* Objective: Out of the lines below, please list those that hold the string "index".

* Supplied data:
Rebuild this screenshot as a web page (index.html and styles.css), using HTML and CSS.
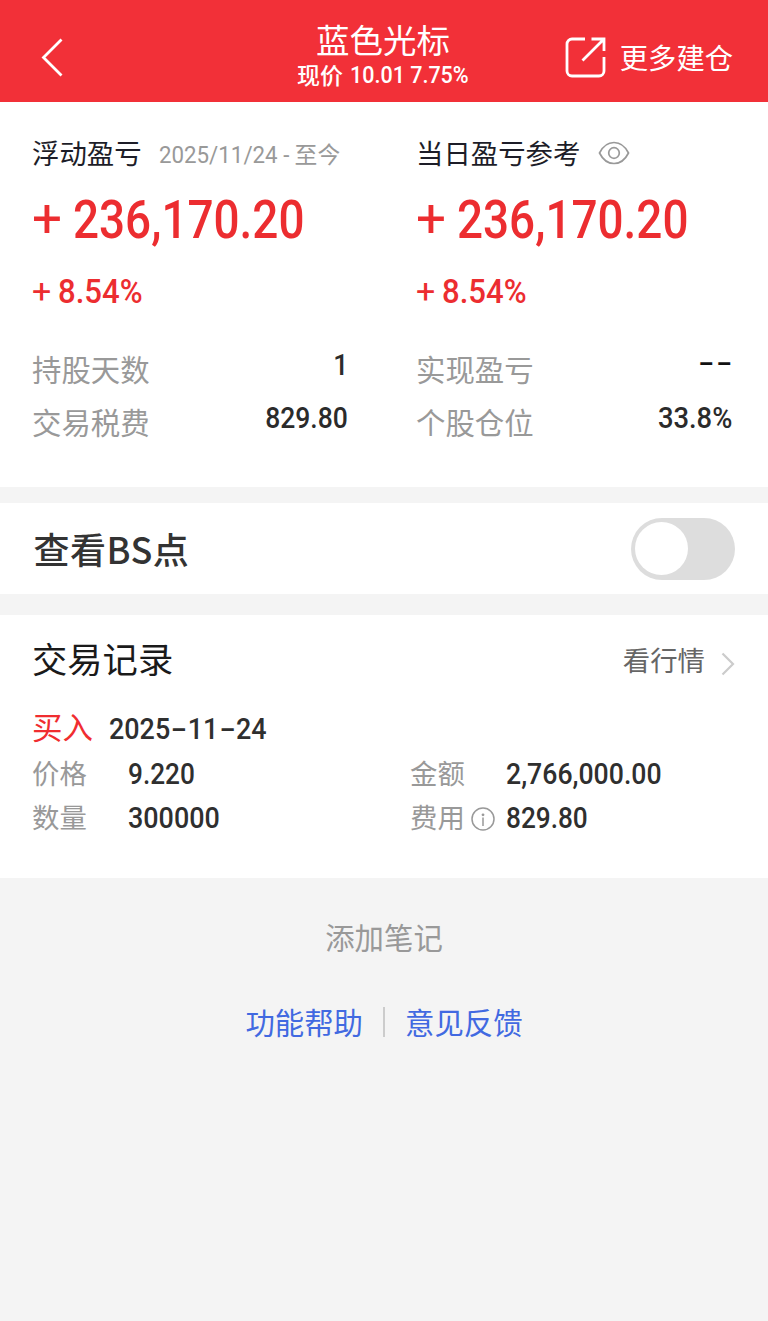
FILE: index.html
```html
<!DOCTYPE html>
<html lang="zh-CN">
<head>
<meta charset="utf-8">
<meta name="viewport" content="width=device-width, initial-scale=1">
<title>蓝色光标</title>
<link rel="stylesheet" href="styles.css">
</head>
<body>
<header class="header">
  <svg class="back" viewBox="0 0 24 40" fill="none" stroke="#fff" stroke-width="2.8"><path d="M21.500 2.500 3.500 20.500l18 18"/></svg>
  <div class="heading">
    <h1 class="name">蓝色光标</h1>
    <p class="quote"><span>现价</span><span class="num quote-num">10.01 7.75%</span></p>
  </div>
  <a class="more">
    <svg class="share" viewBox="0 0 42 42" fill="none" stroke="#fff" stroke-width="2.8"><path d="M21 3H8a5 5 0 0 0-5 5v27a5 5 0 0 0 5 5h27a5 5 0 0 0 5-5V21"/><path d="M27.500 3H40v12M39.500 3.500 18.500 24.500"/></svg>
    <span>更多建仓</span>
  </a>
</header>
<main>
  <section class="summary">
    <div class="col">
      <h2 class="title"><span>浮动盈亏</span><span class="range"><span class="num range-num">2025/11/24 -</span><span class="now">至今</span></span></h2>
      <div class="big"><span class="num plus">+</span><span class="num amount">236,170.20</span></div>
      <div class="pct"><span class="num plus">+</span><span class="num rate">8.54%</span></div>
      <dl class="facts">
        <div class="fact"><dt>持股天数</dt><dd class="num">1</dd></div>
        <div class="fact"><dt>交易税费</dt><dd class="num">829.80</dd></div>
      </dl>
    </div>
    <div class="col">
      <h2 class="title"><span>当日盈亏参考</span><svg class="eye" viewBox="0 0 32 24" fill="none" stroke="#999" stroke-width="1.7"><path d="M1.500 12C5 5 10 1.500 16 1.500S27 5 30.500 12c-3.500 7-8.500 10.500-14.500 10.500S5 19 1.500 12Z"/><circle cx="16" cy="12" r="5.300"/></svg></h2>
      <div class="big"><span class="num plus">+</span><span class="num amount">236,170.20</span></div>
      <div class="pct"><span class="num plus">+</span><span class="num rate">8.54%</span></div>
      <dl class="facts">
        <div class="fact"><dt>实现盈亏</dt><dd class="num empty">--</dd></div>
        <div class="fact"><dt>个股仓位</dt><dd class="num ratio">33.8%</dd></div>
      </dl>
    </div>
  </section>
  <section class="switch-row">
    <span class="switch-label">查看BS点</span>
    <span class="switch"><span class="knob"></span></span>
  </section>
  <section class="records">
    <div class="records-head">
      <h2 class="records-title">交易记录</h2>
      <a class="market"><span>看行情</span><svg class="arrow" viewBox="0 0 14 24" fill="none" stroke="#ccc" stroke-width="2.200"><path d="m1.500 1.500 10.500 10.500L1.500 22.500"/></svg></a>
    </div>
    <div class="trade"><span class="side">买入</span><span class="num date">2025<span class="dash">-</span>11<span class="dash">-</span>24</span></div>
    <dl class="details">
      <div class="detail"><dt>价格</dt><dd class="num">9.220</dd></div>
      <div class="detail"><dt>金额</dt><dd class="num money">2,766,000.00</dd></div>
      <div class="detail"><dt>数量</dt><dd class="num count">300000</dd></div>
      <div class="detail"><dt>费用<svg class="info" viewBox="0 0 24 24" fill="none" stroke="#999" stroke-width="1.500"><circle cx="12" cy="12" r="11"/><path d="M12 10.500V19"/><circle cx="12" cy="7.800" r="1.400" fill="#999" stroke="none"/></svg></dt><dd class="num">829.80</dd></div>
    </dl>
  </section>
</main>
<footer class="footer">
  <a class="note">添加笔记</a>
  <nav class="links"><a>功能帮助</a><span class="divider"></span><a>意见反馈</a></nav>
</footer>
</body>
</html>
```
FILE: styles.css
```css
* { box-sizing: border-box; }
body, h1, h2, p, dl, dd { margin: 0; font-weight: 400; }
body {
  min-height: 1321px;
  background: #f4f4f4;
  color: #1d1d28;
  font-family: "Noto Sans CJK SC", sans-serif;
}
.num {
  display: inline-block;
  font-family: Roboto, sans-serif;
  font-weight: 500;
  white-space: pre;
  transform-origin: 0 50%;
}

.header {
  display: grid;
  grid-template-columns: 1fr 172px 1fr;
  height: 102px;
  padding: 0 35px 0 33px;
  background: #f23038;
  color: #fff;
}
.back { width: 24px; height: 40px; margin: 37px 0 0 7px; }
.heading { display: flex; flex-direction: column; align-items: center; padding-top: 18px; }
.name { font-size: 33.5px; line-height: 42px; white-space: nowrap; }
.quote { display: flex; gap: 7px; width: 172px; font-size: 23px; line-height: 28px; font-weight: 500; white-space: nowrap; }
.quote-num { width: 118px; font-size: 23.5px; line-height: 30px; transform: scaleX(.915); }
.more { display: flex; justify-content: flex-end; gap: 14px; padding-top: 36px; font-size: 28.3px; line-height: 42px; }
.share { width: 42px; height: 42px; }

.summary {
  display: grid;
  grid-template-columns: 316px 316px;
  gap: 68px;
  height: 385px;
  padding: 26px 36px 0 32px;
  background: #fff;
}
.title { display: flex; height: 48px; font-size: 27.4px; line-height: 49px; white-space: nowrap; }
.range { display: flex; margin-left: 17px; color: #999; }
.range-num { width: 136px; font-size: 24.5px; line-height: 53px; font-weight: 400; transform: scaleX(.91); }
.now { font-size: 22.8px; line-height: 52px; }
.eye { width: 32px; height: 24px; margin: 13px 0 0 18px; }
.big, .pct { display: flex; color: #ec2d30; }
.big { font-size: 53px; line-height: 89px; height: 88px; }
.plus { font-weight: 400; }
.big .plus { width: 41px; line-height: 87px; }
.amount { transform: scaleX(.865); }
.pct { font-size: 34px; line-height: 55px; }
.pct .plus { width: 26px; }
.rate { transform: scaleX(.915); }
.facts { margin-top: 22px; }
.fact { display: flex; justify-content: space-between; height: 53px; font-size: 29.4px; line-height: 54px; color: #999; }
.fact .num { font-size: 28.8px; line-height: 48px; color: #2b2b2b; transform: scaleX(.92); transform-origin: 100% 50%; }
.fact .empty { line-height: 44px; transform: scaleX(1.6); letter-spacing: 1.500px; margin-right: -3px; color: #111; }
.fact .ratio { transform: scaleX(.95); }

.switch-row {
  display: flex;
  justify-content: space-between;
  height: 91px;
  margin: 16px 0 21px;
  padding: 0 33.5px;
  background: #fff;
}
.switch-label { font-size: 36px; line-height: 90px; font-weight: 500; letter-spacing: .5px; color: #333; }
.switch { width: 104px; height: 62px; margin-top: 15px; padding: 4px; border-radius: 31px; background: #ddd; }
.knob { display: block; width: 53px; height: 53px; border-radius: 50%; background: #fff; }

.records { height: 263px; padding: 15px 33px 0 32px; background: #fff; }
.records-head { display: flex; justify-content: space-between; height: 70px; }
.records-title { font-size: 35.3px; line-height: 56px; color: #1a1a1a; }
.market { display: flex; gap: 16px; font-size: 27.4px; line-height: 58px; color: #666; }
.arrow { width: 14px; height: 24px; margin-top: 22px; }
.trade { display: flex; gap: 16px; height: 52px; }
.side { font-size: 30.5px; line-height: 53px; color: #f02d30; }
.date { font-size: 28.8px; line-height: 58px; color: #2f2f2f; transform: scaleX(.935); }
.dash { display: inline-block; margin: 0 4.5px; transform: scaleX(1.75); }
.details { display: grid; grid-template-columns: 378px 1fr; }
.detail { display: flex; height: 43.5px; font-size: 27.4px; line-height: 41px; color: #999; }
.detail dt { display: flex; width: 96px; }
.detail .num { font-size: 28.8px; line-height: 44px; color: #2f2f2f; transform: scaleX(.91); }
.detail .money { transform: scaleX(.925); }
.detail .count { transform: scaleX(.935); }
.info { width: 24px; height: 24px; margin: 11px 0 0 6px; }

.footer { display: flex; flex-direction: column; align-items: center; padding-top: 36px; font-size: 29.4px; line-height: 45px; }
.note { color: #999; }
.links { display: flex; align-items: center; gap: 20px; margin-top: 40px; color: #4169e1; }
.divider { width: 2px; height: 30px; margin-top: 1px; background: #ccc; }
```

* Response to this task:
Rebuild this screenshot as a web page (index.html and styles.css), using HTML and CSS.
FILE: index.html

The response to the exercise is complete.